【『ラストマン』感想5話】福山雅治と大泉洋、それぞれの演技があぶりだす過去の陰影
最後に、犯人の青嶌(高梨臨)が連行された後にテーブルに残された料理を心太朗は淡々と食べる。佐久良(吉田羊)に語った「食べ物に罪はないから」という言葉と「しょせん人殺しが作った飯だよ」という二つの言葉が、引き裂かれた父への愛情を滲ませて切なかった。
普段は人に振り回されて愛嬌たっぷりに右往左往している大泉洋が、やさぐれて煤(すす)けた表情の瞬間に、淡い煙のように哀切と色気を放つ。印象に残る一瞬である。
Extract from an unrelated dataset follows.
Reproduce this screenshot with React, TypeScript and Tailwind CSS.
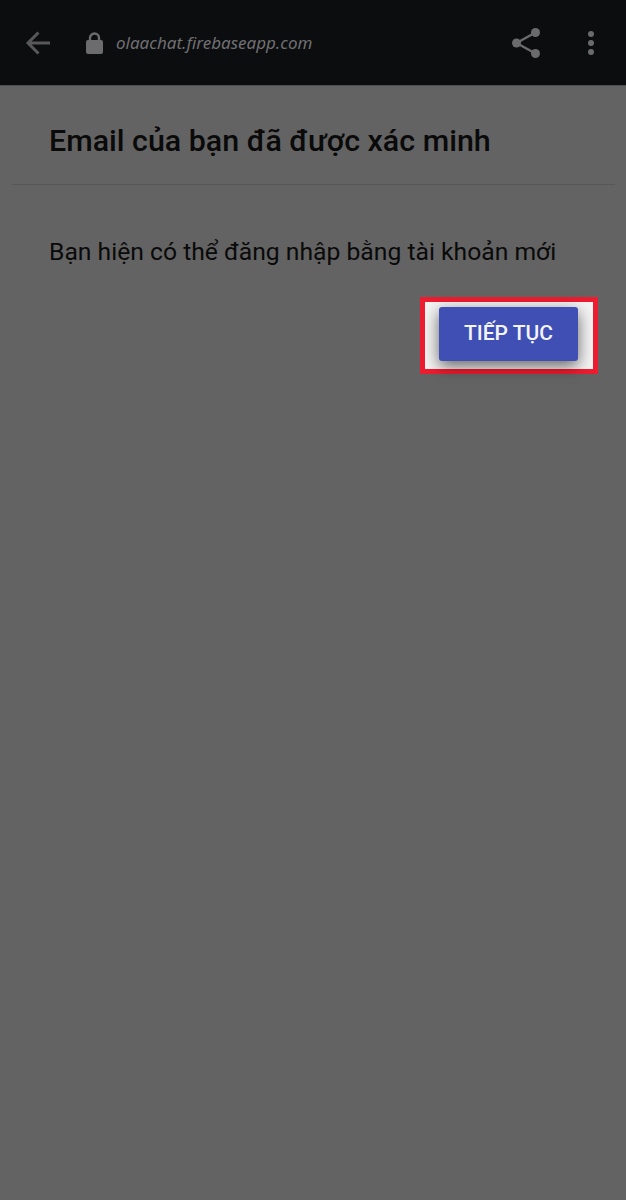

3話目では、芸能人の不倫によるイメージの低下と殺人罪を天秤にかけた結果、捜査が混迷している。
4話目では痴漢や盗撮といった性犯罪に対する性別間の認識の差を丁寧にすくい上げて描いていた。
そして今回の事件では、SNSの中で過剰な承認欲求と利益が人を狂わせる様子を描いている。
従来の価値観が変動して、動機と罪と罰のバランスが崩れている現状を今作はじっと見据えて描いている。
絶対的な価値が見えづらいからこそ、闇の中から迷わず本質をつかみ取る盲目の男に、私たちは惹かれてやまないのだろう。
だが常に他者の本質を見抜いてしまう人生は、生きづらくはないだろうかと思う。
実はバツイチだとあっけらかんと語った皆実の、かつてのパートナーはどんな人物だったのだろうと思った。